Today is ugly. It rained during the night, and everything is still wet. Rain is not predicted, but the clouds will be hanging around. It is in the mid 50’s, the high for the day. It is a day for socks and a sweatshirt.

Today will be a stay around the house day. I have been waiting for a book delivery for over a week and a half, Stephen King’s Fairy Tale, from Barnes and Noble. Last Wednesday it was in Providence. I have no idea where it is now. The tracking delivery date changes every day. On Friday, it was Friday by 7:00 then Saturday by seven, Sunday by seven and now today by seven. I am not optimistic.

This is school April vacation week when the weather is usually iffy. I remember warm weeks, and I remember chilly weeks, and I remember one memorable April vacation. That was the year we made a Christmas album with Guy Lombardo and the Royal Canadians. I was eleven. We were at the town hall, my classmates and I. The band was on the stage. The equipment was under the stage. Guy Lombardo was on the stage as was his lead singer, Kenny Gardner. He’d sing solo then lead us through our parts. I remember hearing, “Cut!” a lot. Winter Wonderland took the longest to record. I have a one note solo, a too soon entry to one verse. They kept that recording. I always make people listen to it a couple of times. I still have the original vinyl. The record jacket has the lyrics on the back. It is the worse for wear.

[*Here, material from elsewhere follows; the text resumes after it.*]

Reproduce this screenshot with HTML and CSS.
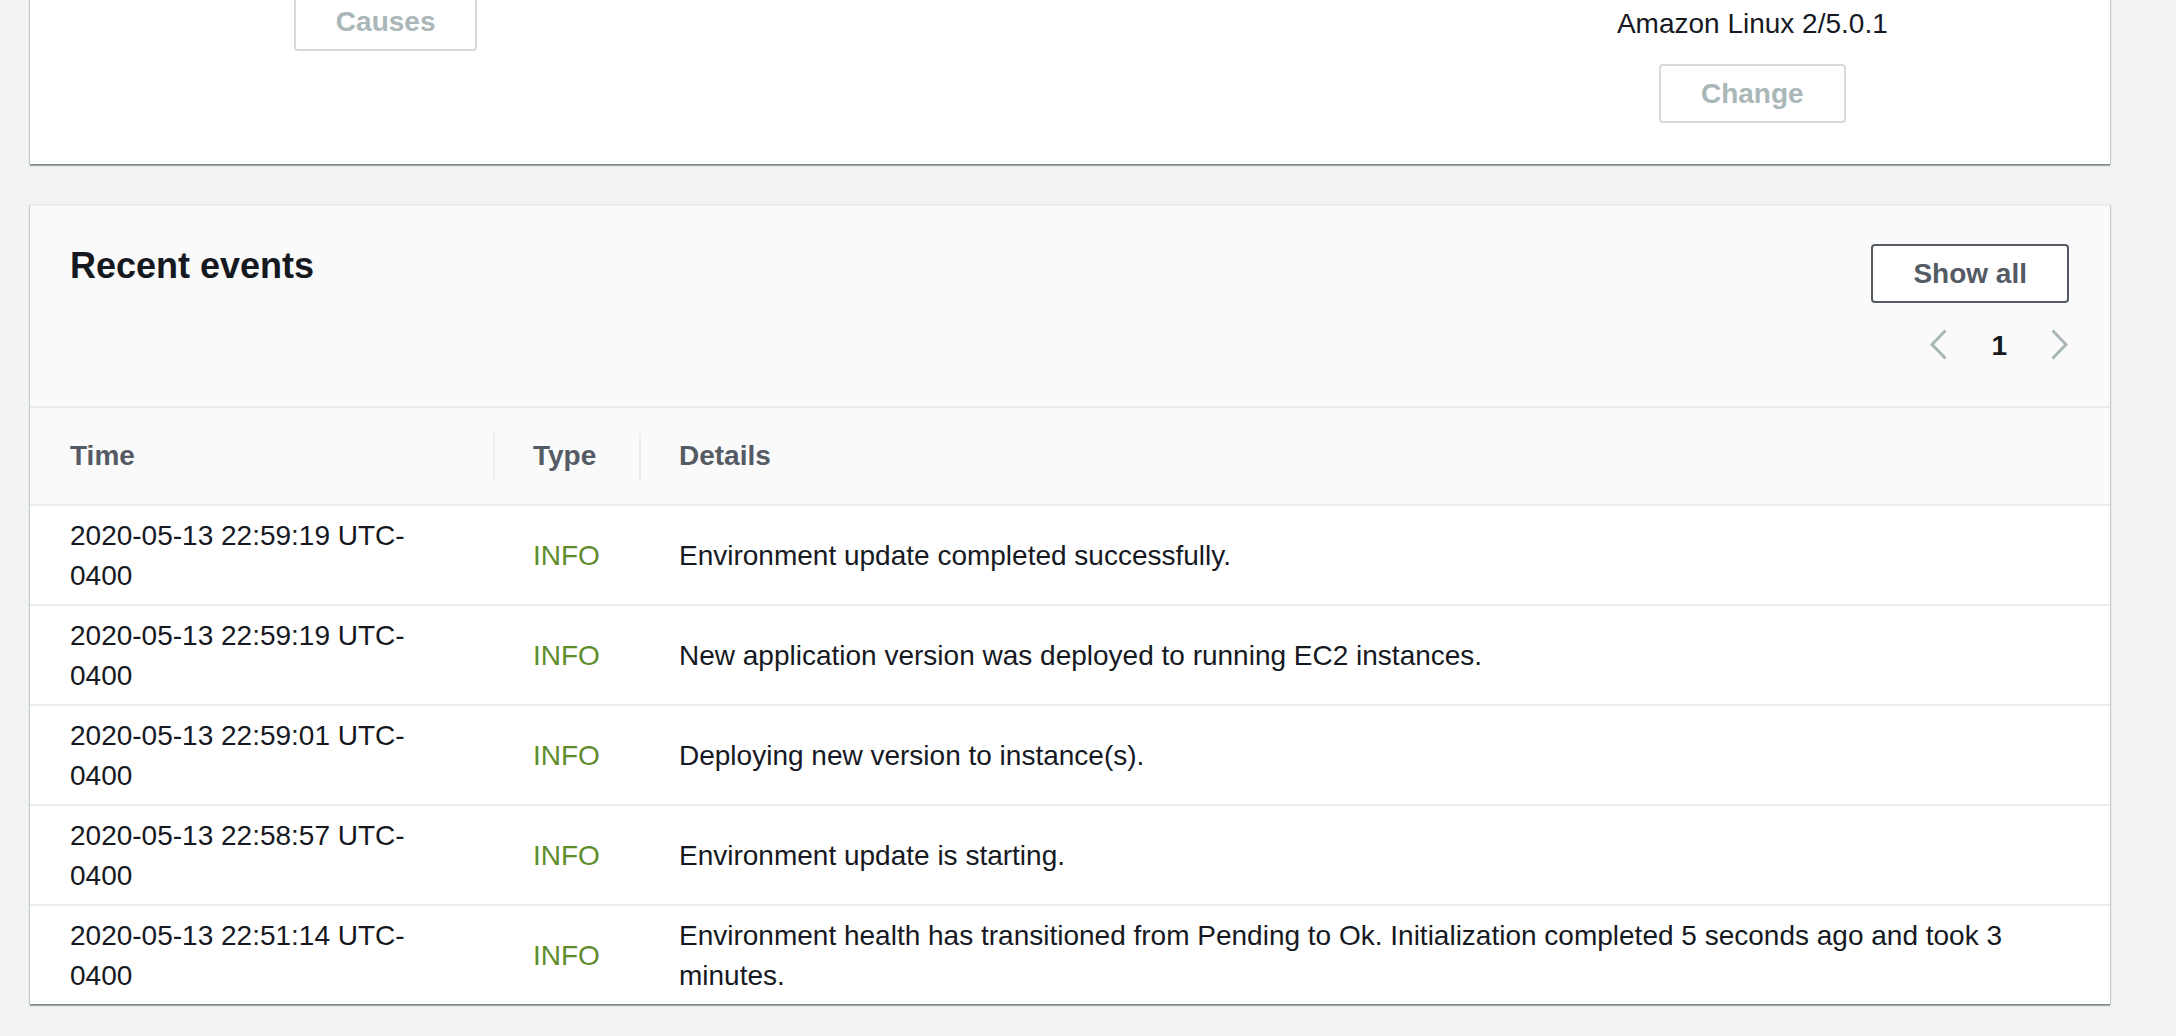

My sisters make fun of me because I could eat hot dogs every day. I buy New England frankfurt buns, the top-split rolls perfect for hot dogs and lobster and fried clams. I toast my rolls so the outside is crisp and the inside soft and still a bit fluffy. I top my dogs with mustard and piccalilli and onions if I take the time to chop them. Sometimes I eat chips with my dogs or potato salad from the deli, but dogs by themselves are just fine. I consider hot dogs a staple in my kitchen.